Por_ Jessica Atal K.
La dedicatoria en lápiz mina que venía escrita en el ejemplar que recibí de «Los harapos del alba», ya habla sobre el Minimalismo y la sutileza que caracteriza la poesía de Godofredo Iommi Amunátegui (Santiago, 1946). Cada poema es una sola y nítida imagen que llena todo el espacio. Los poemas no tienen más de diez palabras. Los versos no tienen más de una o dos: “y/ un día/ el/ tiempo/ se detiene/ al/ lado/ de/ las cosas”, es el poema que abre el libro. No sabemos bien cómo, pero en estos pocos vocablos, el hablante logra que el lector vea el tiempo detenido al lado de las cosas. Por cierto, a veces lo poco dice mucho. Y esta es una de las más hermosas maestrías del autor. No necesita más que un puñado de palabras para expresar los más complejos temas existenciales, para describir los más hermosos paisajes naturales. Algunos poemas se asemejan a proverbios chinos, otros a haikús japoneses. Todos por igual colman la página haciendo de un destello la más absoluta permanencia. El rocío se hace lluvia y una pincelada se convierte en amanecer. La oscuridad nos transporta al abismo y un rostro descubierto a la desolación.

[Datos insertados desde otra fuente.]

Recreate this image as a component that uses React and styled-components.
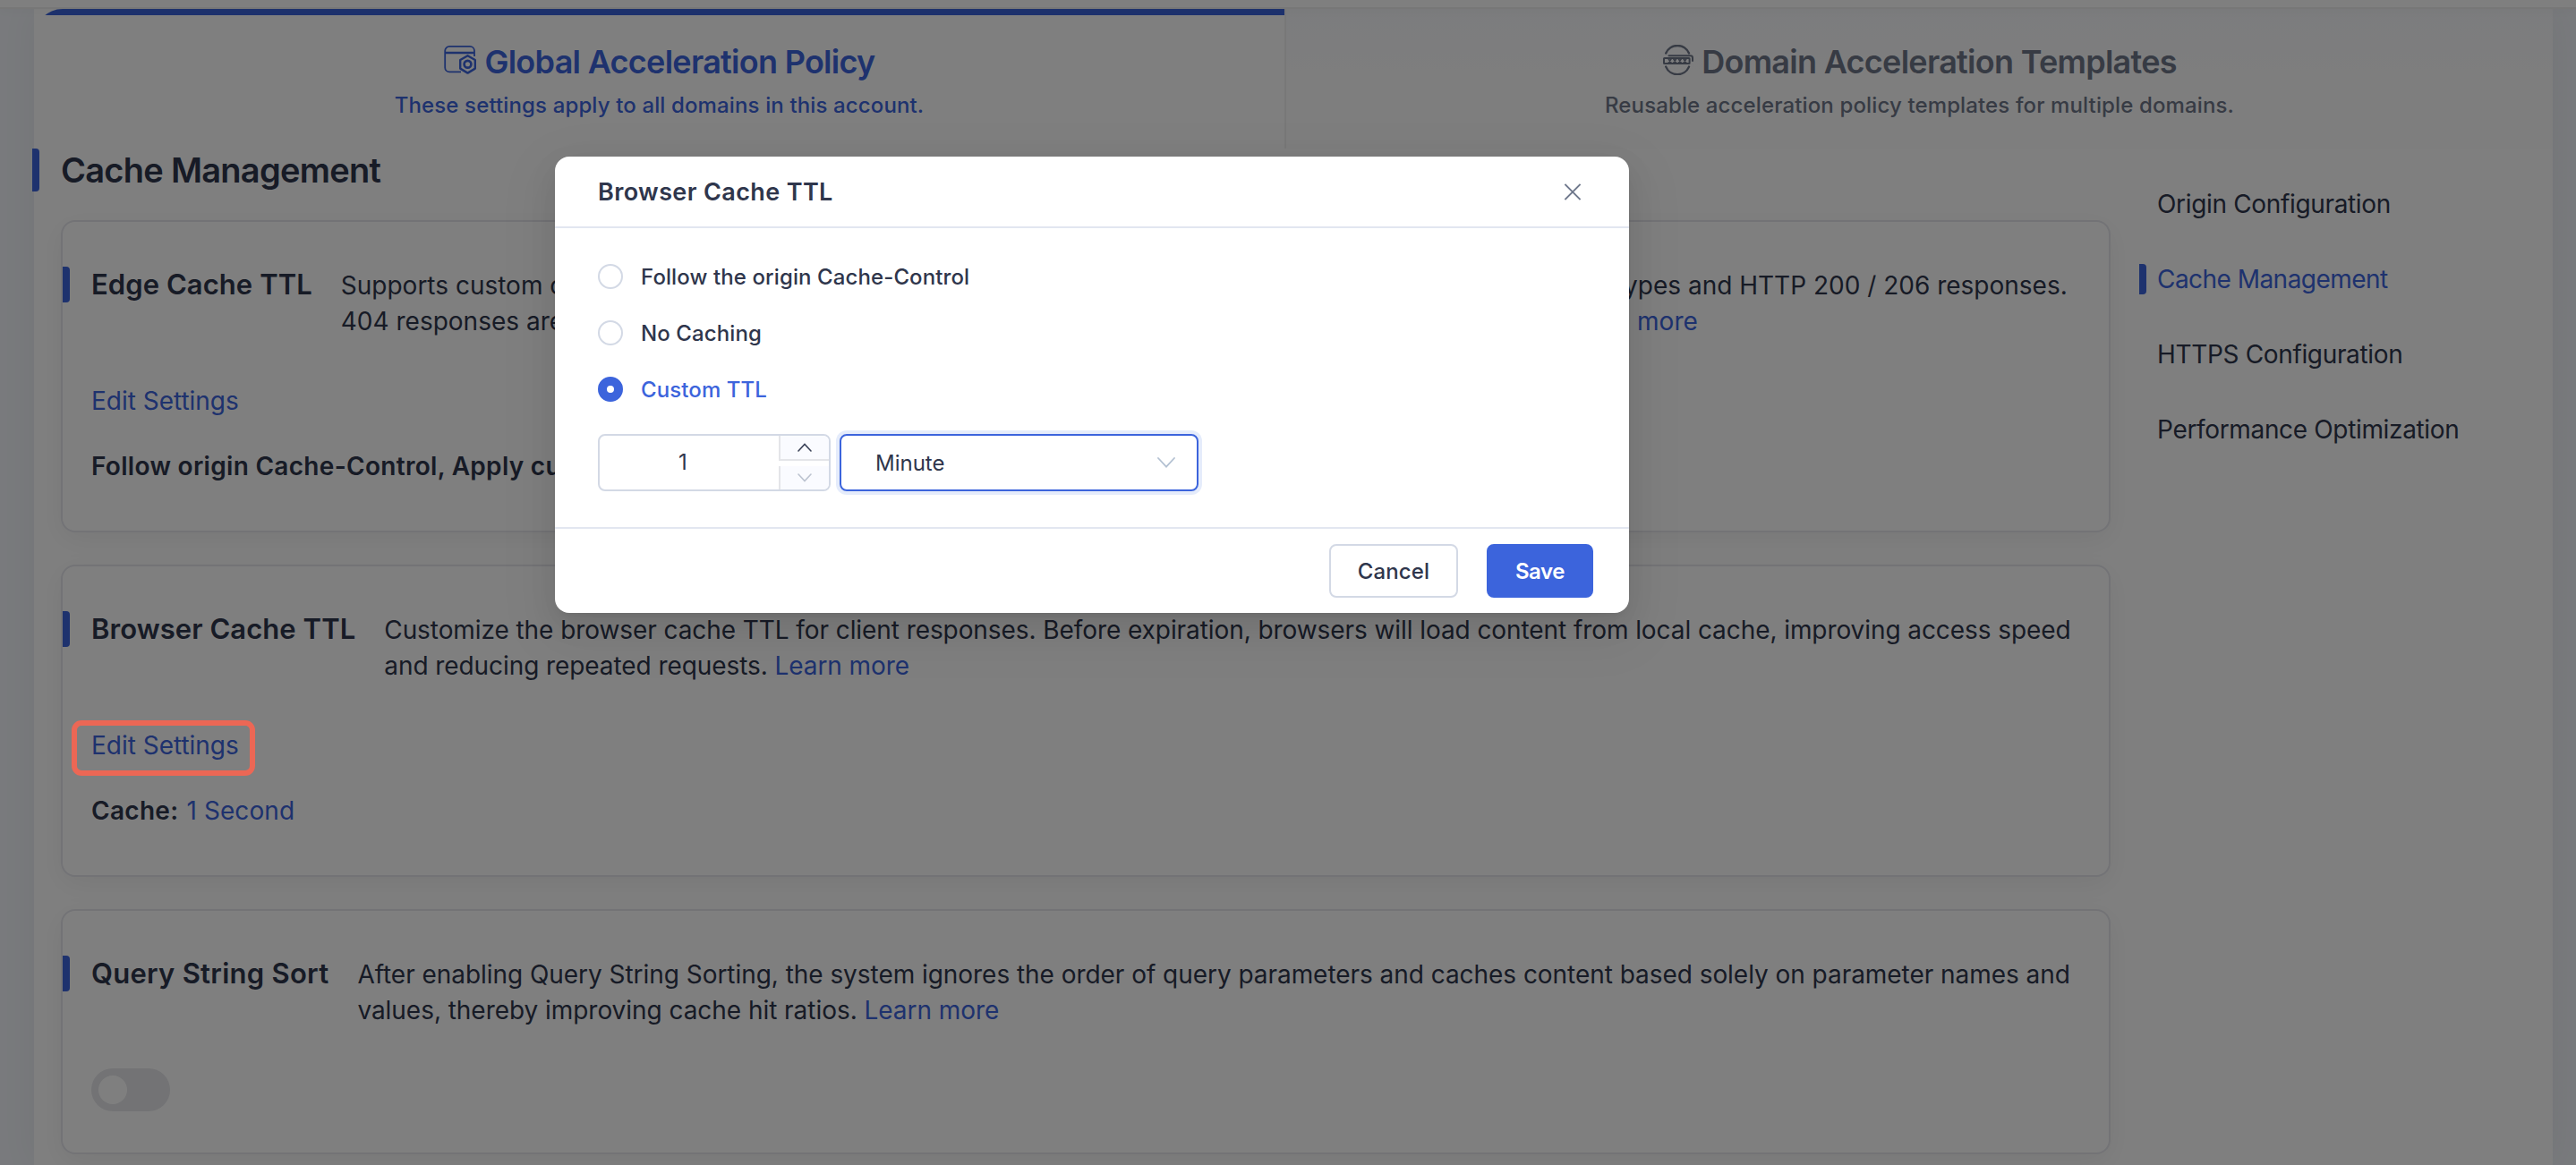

«Los harapos del alba», Godofredo Iommi Amunátegui. Ediciones Universitarias de Valparaíso, 2019. 140 páginas
Llevo muchos años siguiendo la poesía de Iommi Amunátegui y cada vez me parece más espectacular en su simpleza y sencillez. Hay sí algunas variantes en «Los harapos del alba» que no sé si las ha usado anteriormente (posiblemente no he leído todos sus libros porque su producción es prolífera). Justamente bajo los títulos «Variante I» y «Variante II», el autor escribe poemas en inglés, francés e italiano en el mismo tono quieto –y vibrante a la vez– utilizado a través de toda la obra. Su maestría, por excelencia, claro está, es el poder de síntesis. Pero también destacan la verdad, la belleza y la agudeza de su mirada límpida, cualidades a las que toda poesía debiera aspirar. Serán breves los poemas, pero toma un cierto tiempo asimilarlos. Cuando termina con un verso que dice “que/ la luz/ se/ apiade/ de/ tus/ párpados”, sólo resta ofrecerle un aplauso luminoso, una vez más, a Godofredo Iommi Amunátegui.
«Mi hermano Arthur», de Isabelle Rimbaud (1860-1917), es un breve libro que fue publicado por primera vez en 1919, después de la muerte de la autora y hermana de Arthur Rimbaud. Este desahogo y lamento por la muerte de su adorado hermano –su alma gemela– es la única crónica existente de los últimos cuatro meses del poeta. Resulta muy extraordinario enterarse de cuánto fue amado l’enfant terrible de la poesía francesa.

«Mi hermano Arthur» Isabelle Rimbaud. Los Libros de la Mujer Rota. Santiago, 2019. 53 páginas
En 1892, un año después de la muerte de su hermano, Isabelle rememora la vida y los difíciles momentos que compartió con Arthur: “Yo sostuve su cuerpo tambaleante. Yo cargué en mis brazos ese cuerpo enfermo y desfalleciente”, escribe con el dolor que emana torrentoso de su alma. Lo cuidó, lo acompañó, le dio de comer, se dedicó, a fin de cuentas, con cuerpo y alma a su hermano, como siempre lo había hecho en su vida. Pasó noches en vela, le dio las medicinas, en la mitad de la noche a buscar las amapolas que le traerían el sueño… “Ninguna otra mano excepto las mías lo curaron, lo tocaron, lo vistieron, lo ayudaron a sufrir”. Se compara incluso con el cuidado y el cariño que brindaría una madre a su hijo enfermo. Se atormenta pensando en que ese dolor infinito de la enfermedad de Arthur lo debió haber sufrido ella. Sin duda, Isabelle idolatra al joven poeta. No hay ser más bueno y honrado, justo y generoso en el mundo que su propio hermano. Nadie más valiente y atrevido. Nadie más inteligente e ingenioso. Él salió victorioso, expresa, de todas y cada una de las dificultades que se le presentaron en el riesgos camino que eligió. En definitiva, este pequeño canto de alabanza y de dolor representa un amor fraternal, pero, a la vez, idealizado, frente a alguien que significó para Isabelle la mejor parte de sí misma. Y todo terminó –la esperanza, la juventud, el trabajo, la vida, la prosperidad– a la irrevocable “hora de la Desgracia”, que ambos sufrieron casi al mismo tiempo.